Potter had eight brothers and a sister, including Clarkson Nott Potter, a Democratic member of the U.S. House of Representatives;
Howard Potter, an attorney and banker; Edward Tuckerman Potter, an architect who designed the Nott Memorial at Union College; Henry Codman Potter, who succeeded Horatio Potter as Bishop of New York in 1887; Eliphalet Nott Potter, an Episcopal priest and president of Hobart College; Maria Louisa Thompson, the wife of sculptor Launt Thompson; James Neilson Potter, a businessman; William Appleton Potter, an architect who designed the Church of the Presidents in Elberon, New Jersey, and Frank Hunter Potter, a journalist who was the choirmaster of the Cathedral of St. John the Divine.

Career
Potter served as an attorney in New York City prior to the outbreak of the Civil War.

Military career
At the start of the Civil War, Potter enlisted as a private in the New York militia, was promoted to lieutenant, and then commissioned as a major on October 14, 1861. He was promoted to lieutenant colonel on November 1 of that year. He was wounded at the Battle of New Bern on March 14, 1862, while serving under Brig. Gen. Ambrose E. Burnside. Potter commanded the 51st New York Volunteer Infantry in IX Corps at Second Bull Run. Promoted to the rank of colonel on September 10, he led the regiment at the Battle of Antietam. Potter was wounded at Antietam while participating in Burnside's attack on the Confederate right flank.

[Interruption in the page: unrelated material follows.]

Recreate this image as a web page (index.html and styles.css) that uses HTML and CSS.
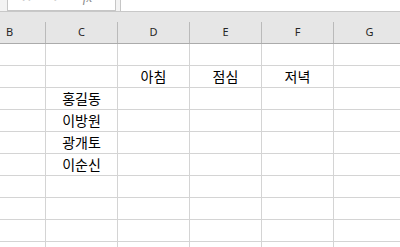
FILE: index.html
```html
<!DOCTYPE html>
<html lang="ko">

<head>
    <meta charset="UTF-8">
    <title>시트1</title>
    <link rel="stylesheet" href="styles.css">
</head>

<body>

    <div id="sheet">
        <!-- formula bar (scrolled up, only the bottom edge shows) -->
        <div class="formula_bar">
            <div class="fx_buttons">
                <span class="fx_icon">✕</span>
                <span class="fx_icon">✓</span>
                <span class="fx_icon fx_text">fx</span>
            </div>
            <div class="formula_input"></div>
        </div>

        <div class="header_gap"></div>

        <div class="col_headers">
            <div class="col_head">B</div>
            <div class="col_head">C</div>
            <div class="col_head">D</div>
            <div class="col_head">E</div>
            <div class="col_head">F</div>
            <div class="col_head">G</div>
        </div>

        <div class="grid">
            <!-- row 1 -->
            <div class="cell"></div><div class="cell"></div><div class="cell"></div>
            <div class="cell"></div><div class="cell"></div><div class="cell"></div>
            <!-- row 2 -->
            <div class="cell"></div><div class="cell"></div><div class="cell">아침</div>
            <div class="cell">점심</div><div class="cell">저녁</div><div class="cell"></div>
            <!-- row 3 -->
            <div class="cell"></div><div class="cell">홍길동</div><div class="cell"></div>
            <div class="cell"></div><div class="cell"></div><div class="cell"></div>
            <!-- row 4 -->
            <div class="cell"></div><div class="cell">이방원</div><div class="cell"></div>
            <div class="cell"></div><div class="cell"></div><div class="cell"></div>
            <!-- row 5 -->
            <div class="cell"></div><div class="cell">광개토</div><div class="cell"></div>
            <div class="cell"></div><div class="cell"></div><div class="cell"></div>
            <!-- row 6 -->
            <div class="cell"></div><div class="cell">이순신</div><div class="cell"></div>
            <div class="cell"></div><div class="cell"></div><div class="cell"></div>
            <!-- row 7 -->
            <div class="cell"></div><div class="cell"></div><div class="cell"></div>
            <div class="cell"></div><div class="cell"></div><div class="cell"></div>
            <!-- row 8 -->
            <div class="cell"></div><div class="cell"></div><div class="cell"></div>
            <div class="cell"></div><div class="cell"></div><div class="cell"></div>
            <!-- row 9 -->
            <div class="cell"></div><div class="cell"></div><div class="cell"></div>
            <div class="cell"></div><div class="cell"></div><div class="cell"></div>
            <!-- row 10 -->
            <div class="cell"></div><div class="cell"></div><div class="cell"></div>
            <div class="cell"></div><div class="cell"></div><div class="cell"></div>
        </div>
    </div>

</body>

</html>
```

FILE: styles.css
```css
*{
    box-sizing: border-box;
}

body{
    margin: 0;
    width: 400px;
    height: 247px;
    overflow: hidden;
    background-color: white;
    font-family: "Noto Sans CJK KR", "Noto Sans", sans-serif;
}

#sheet{
    width: 400px;
    overflow: hidden;
}

.formula_bar{
    display: flex;
    gap: 4px;
    height: 12px;
    padding-left: 7px;
    background-color: #f3f3f3;
    border-bottom: 1px solid #c8c8c8;
}

.fx_buttons{
    width: 109px;
    height: 11px;
    display: flex;
    overflow: hidden;
    background-color: white;
    border: 1px solid #c6c6c6;
    border-top: none;
}

.fx_icon{
    margin-top: -10px;
    font-family: "DejaVu Sans", sans-serif;
    font-size: 13px;
    line-height: 16px;
    color: #c4c4c4;
}

.fx_icon:nth-child(1){
    margin-left: 13px;
}

.fx_icon:nth-child(2){
    margin-left: 20px;
}

.fx_icon:nth-child(3){
    margin-left: 20px;
}

.fx_text{
    font-style: italic;
    font-family: "Liberation Serif", serif;
    color: #8a8a8a;
}

.formula_input{
    flex: 1;
    height: 11px;
    background-color: white;
    border-left: 1px solid #c6c6c6;
}

.header_gap{
    height: 10px;
    background-color: #e6e6e6;
}

.col_headers{
    display: grid;
    grid-template-columns: repeat(6, 72px);
    margin-left: -26px;
    background-color: #e6e6e6;
    border-bottom: 1px solid #ababab;
}

.col_head{
    height: 21px;
    border-right: 1px solid #bababa;
    font-family: "Noto Sans", sans-serif;
    font-size: 11px;
    line-height: 20px;
    text-align: center;
    color: #262626;
}

.grid{
    display: grid;
    grid-template-columns: repeat(6, 72px);
    margin-left: -26px;
}

.cell{
    height: 22px;
    border-right: 1px solid #d4d4d4;
    border-bottom: 1px solid #d4d4d4;
    font-size: 14px;
    line-height: 21px;
    text-align: center;
    color: black;
    white-space: nowrap;
}
```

Potter was promoted to the rank of brigadier general on March 13, 1863. He led 2nd Division, IX Corps, in the Siege of Vicksburg. He next commanded IX Corps in the Knoxville Campaign. After serving on recruiting duty in New York state, he was assigned in 1864 command of the 2nd Division of IX Corps under Burnside. Potter led the division in the Overland Campaign and at the Siege of Petersburg. He was wounded in an assault on the Confederate works following the Battle of Fort Stedman, and he missed the closing campaigns of the war.

Upon his recovery he was given command of the Rhode Island and Connecticut district of the Department of the East. On his wedding day was given his commission as full major general of volunteers.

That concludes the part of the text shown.